Perhaps it's like getting to a certain level in one of those old platformer games, the ones that didn't let you save your progress... You get to a certain point and run out of lives, so you have to start either from the beginning again or from the last checkpoint. You know you have to redo certain bits, and it feels hard... But the fact that you've done them before and know what comes after means they're much easier than they were the first time. Maybe this is the same? Getting to the same point of spiritual peace and 'competence' might be easier?

I feel like I had more enthusiasm then... Like as I get older and no closer to where I want to be, I run out of energy and hope and become more and more jaded.

But you HAVE made progress! You had zero friends before. That's changed. You used to spend all day every day inside, for months. At university, you went out almost every day. Just recently, you went to places like a hotel and hospital and talked to people in a way you'd never have been able to just a year or two ago.

I suppose I'm making some slow progress. It's so late in life though... I'm slowly, slowly working my way up to the point that the average 14-year-old is already at...

That's selection bias though. There are many things you can do that they can't.

Yes, but that just reinforces the feeling of otherness... It's not a matter of being somehow impressive within myself. I don't hate myself or feel that I'm worthless. It's more a case of being unable to connect with other people, because they all have common experiences and skills that I don't. They like going to restaurants for fun; I've never been to one and I hate food. They like gathering together in groups and doing 'fun' things like drinking or going to pubs and things like that. I don't. Their path through this life is so different to my own. I can't relate. Whenever comedians and things go on about the mundane challenges and awkwardness of daily life, I can't relate. I always think things like "I suppose most people can relate to that, which is why he's taking about it". Same when going to meditation classes, listening to the nun leading the group talk about these everyday aspects of adult life that I just don't ever deal with. Children, cars, cooking, careers. Television. I can't even relate to the sorts of geeky people who love video games. It seems like everyone has their niche, their community, online or off... Somewhere to belong, or someone to belong with. I don't.

Perhaps you could find online communities that suit your interests to meet like-minded people, as a first step?

I don't even know what my 'interests' are. Or rather, the things I like aren't really things I'd have all that much interest talking about with other people. It's why I've never really wanted male friends; I want a relationship, someone to share intimate experiences with, but I don't really get anything out of talking about 'things' that I like like Pokemon or games development or even spirituality. I think I'd be somewhat interested in joining communities based on the latter... But the other people just annoy or intimidate me. I picture them as being plump, middle-aged housewives whose minds are so open their brains have fallen out, or these calm, level-headed yoga-practising men who I fear because in many ways they're what I wish I was but know I'm not. "I bet women like him more than me", my mind thinks, and just wants to run away.

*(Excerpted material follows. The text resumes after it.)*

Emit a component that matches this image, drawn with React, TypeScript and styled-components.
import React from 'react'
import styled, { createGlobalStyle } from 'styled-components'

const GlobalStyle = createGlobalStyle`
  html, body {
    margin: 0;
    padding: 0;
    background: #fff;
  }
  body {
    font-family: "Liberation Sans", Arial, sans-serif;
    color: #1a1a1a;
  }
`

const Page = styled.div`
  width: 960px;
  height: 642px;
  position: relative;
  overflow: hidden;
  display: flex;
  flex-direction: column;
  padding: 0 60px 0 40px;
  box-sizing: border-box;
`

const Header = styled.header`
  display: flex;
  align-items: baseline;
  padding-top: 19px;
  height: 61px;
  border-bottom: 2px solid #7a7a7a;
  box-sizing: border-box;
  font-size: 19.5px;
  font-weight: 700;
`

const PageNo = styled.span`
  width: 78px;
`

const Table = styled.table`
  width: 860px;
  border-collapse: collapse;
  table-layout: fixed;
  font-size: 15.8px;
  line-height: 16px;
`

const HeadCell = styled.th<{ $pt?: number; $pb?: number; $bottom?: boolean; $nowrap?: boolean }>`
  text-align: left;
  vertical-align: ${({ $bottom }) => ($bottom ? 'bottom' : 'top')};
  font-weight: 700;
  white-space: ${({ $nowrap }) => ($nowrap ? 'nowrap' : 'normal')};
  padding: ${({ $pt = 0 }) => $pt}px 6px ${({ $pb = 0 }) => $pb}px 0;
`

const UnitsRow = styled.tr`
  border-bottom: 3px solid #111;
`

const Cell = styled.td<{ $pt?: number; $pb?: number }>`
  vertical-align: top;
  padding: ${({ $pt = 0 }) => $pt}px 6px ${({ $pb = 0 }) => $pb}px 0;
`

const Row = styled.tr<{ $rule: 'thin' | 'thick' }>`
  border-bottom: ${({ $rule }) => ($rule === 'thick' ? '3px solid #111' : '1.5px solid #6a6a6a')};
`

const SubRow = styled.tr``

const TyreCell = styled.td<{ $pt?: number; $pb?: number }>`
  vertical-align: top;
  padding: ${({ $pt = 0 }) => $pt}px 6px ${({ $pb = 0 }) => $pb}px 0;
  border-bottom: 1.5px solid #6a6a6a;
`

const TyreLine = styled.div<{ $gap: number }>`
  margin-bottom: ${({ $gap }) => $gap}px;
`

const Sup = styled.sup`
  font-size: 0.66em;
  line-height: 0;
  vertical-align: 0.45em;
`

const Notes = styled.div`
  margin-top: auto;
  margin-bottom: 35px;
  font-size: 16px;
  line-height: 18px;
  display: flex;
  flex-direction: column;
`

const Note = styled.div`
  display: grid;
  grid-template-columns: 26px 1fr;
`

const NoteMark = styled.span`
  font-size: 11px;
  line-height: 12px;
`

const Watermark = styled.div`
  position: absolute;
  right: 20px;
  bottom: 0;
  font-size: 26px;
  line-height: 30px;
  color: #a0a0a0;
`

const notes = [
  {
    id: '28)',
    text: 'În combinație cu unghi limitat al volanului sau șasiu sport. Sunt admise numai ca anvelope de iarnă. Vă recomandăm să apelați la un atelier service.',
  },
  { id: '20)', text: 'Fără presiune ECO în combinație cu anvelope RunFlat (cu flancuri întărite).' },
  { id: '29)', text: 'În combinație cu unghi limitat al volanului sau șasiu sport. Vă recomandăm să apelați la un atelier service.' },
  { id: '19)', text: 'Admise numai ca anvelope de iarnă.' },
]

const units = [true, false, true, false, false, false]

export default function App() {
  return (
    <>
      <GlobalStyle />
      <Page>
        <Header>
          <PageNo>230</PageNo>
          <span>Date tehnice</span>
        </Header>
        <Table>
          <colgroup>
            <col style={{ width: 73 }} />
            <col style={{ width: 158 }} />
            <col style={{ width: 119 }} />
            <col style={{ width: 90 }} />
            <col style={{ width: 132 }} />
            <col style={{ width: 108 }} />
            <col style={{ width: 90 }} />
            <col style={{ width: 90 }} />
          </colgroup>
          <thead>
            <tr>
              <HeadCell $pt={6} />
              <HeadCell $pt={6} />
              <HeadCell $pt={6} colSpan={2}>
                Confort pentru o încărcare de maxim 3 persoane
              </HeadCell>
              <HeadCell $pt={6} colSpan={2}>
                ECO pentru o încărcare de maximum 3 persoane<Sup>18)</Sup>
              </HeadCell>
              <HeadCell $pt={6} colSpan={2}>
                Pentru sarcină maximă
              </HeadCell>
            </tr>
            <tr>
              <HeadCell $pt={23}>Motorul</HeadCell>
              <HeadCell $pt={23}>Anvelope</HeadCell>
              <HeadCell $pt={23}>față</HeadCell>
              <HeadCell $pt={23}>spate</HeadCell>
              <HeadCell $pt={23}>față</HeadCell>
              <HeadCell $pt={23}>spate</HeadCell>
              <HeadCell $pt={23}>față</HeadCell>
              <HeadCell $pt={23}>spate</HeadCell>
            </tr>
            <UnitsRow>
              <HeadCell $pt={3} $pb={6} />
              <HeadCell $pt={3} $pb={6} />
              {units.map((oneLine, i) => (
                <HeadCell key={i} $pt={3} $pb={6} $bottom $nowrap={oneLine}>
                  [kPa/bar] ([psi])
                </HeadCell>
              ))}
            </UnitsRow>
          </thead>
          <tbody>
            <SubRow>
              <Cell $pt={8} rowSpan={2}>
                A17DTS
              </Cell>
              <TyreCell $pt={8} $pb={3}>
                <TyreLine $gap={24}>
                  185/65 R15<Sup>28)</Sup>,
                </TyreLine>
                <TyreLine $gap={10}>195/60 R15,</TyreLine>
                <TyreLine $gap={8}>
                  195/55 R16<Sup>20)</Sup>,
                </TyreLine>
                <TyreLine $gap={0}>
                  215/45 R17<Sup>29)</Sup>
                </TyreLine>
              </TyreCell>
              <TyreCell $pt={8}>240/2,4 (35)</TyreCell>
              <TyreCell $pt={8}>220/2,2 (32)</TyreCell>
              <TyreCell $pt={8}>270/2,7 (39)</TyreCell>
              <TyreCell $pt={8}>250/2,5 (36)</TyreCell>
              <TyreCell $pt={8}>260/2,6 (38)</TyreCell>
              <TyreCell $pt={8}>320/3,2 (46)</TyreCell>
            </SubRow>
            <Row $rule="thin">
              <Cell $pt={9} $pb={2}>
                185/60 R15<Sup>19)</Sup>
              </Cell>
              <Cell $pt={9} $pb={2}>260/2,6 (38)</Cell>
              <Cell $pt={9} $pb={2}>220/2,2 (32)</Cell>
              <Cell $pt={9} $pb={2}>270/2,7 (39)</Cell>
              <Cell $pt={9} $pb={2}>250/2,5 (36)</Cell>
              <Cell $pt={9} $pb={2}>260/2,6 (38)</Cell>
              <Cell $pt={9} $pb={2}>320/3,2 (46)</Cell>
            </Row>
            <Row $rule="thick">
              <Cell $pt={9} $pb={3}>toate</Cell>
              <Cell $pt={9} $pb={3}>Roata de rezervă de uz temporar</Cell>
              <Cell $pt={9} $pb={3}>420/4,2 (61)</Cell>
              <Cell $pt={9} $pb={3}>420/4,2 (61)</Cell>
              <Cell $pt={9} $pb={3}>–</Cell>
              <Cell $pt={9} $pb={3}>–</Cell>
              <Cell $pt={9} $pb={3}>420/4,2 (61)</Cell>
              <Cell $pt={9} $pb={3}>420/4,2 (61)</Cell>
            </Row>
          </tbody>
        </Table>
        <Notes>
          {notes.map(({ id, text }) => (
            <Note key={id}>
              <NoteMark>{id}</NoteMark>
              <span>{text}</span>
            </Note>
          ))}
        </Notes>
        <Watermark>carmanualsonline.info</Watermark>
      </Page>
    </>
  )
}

But if you always run away, of course you'll never meet anyone.

Yes, I know... It just feels like I have to swim through a moat of sharks before I can get to the castle, and I can't even swim...

Challenges seem more challenging in your head than they are in reality.

Is that actually true though? I thought in my head that I'd cope with news of my brain tumour better than I actually did... But anyway. I've been at this for a while now, and I don't feel I'm getting anywhere. BUT! I feel like maybe I could, someday. I may try again some other time... You can be my counsellor, Me. Sad, but at least it's free and you'll indulge me forever!